Ciao a tutti… aspettando
FactorY Libro Secondo, vi riporto la recensione del nostro sull'ultimo numero di
Fumo di China, ad opera di
Nicola Peruzzi (ma sei Luther sul forum di Comicus?) che ringraziamo…
Michele
Fumo di China
febbraio 2009
FactorY, nuovo lavoro di Gianluca Morozzi e Michele Petrucci dopo Il Vangelo del Coyote, è un prodotto decisamente particolare e piuttosto atipico, per quanto riguarda il panorama fumettistico nostrano. La sua pubblicazione è, a tutti gli effetti, un esperimento editoriale: Fernandel è infatti un editore di varia, un mercato non troppo battuto fino a oggi dai fumettisti. La pubblicazione, a detta degli stessi autori, dovrebbe avvenire in tre volumi pubblicati a cadenza quadrimestrale. C'è da dire che la lunga attesa tra un volume e l'altro, principalmente a causa della struttura della serie (come avremo modo di vedere in seguito), fa un po' spavento. D'altro canto, il fatto che - per dirla ancora con i creatori - due volumi su tre siano già pronti rende assolutamente fiduciosi riguardo la puntualità delle uscite.
FactorY, si diceva, è un fumetto atipico: prendendo a prestito il ritmo e la struttura delle serie televisive (pratica oramai consolidata da tempo nel fumetto americano e in parte anche in quello italiano), gioca con il lettore in un continuo rilancio di situazioni gore, mistery e da dark comedy.
Il pitch è tanto semplice quanto efficace: alcune persone che apparentemente non hanno legami tra loro si risvegliano all'interno di una struttura inaccessibile e impervia. È un espediente semplice, utilizzato spessissimo in letteratura (Dieci piccoli indiani di Agatha Christie, Labirinto di morte di Philip K. Dick, eccetera), nel cinema e nella televisione (Cube di Vincenzo Natali, Saw - L'enigmista di James Wan e, ultimo ma non ultimo, il celeberrimo serial Lost), che permette di esplorare le relazioni interpersonali tra i personaggi e crea possibilità narrative, se ben utilizzato, virtualmente infinite.

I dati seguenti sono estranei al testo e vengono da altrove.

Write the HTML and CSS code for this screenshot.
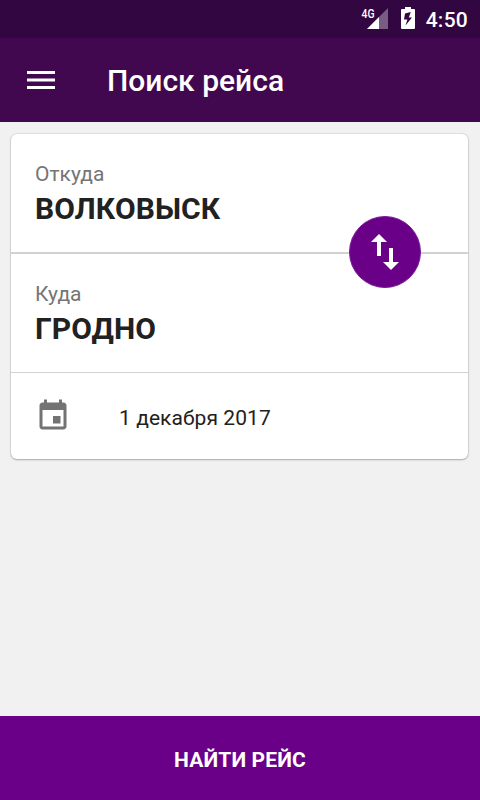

La caratteristica saliente di questo primo volume, a livello meramente narrativo, è il ritmo sfrenato. Le 160 pagine scorrono che è un piacere, tra personaggi dalle psicologie quanto meno bizzarre, relitti umani e umanoidi, morti cruente e tanta, tantissima violenza gratuita. Il tutto però viene fatto in maniera molto più sottile e intelligente di quanto possa apparire da una descrizione così sommaria: un plauso va fatto senza alcun dubbio ai due autori (Petrucci e Morozzi hanno lavorato sulla trama a quattro mani), che si trovano perfettamente a proprio agio nel tratteggiare una serie in bilico costante tra l'iperrealistico e il surreale e che cercano di portare agli estremi la struttura narrativa partendo da un'idea, tutto sommato, abbastanza facile.
Un altro plauso va fatto all'arte di Michele Petrucci, minuziosa, disturbante al punto giusto, che ha la sua forza nell'inquadratura: alcune sequenze sono assolutamente eccezionali, per come vengono raccontate visivamente. Molto bella anche l'architettura della fabbrica; sporca e verosimile al punto giusto. La fabbrica vive e "respira" come gli altri personaggi in carne e ossa, tanto che pare essere lei la vera protagonista della vicenda raccontata. Ma si può parlare solo per supposizioni: in questo primo volume ci vengono dati solo degli input, le chiavi di lettura per decodificare e comprendere al meglio la storia verranno in seguito.
Unico cruccio, quindi, la periodicità. Una serie così veloce e frenetica, che punta moltissimo sul rilancio di situazioni sempre più forti e "cattive", deve poter contare anche su tempi di pubblicazione relativamente brevi, pena il calo della suspance. Limitatamente a questo primo volume, quindi, FactorY appare solido e accattivante, e lascia sperare benissimo per le future uscite.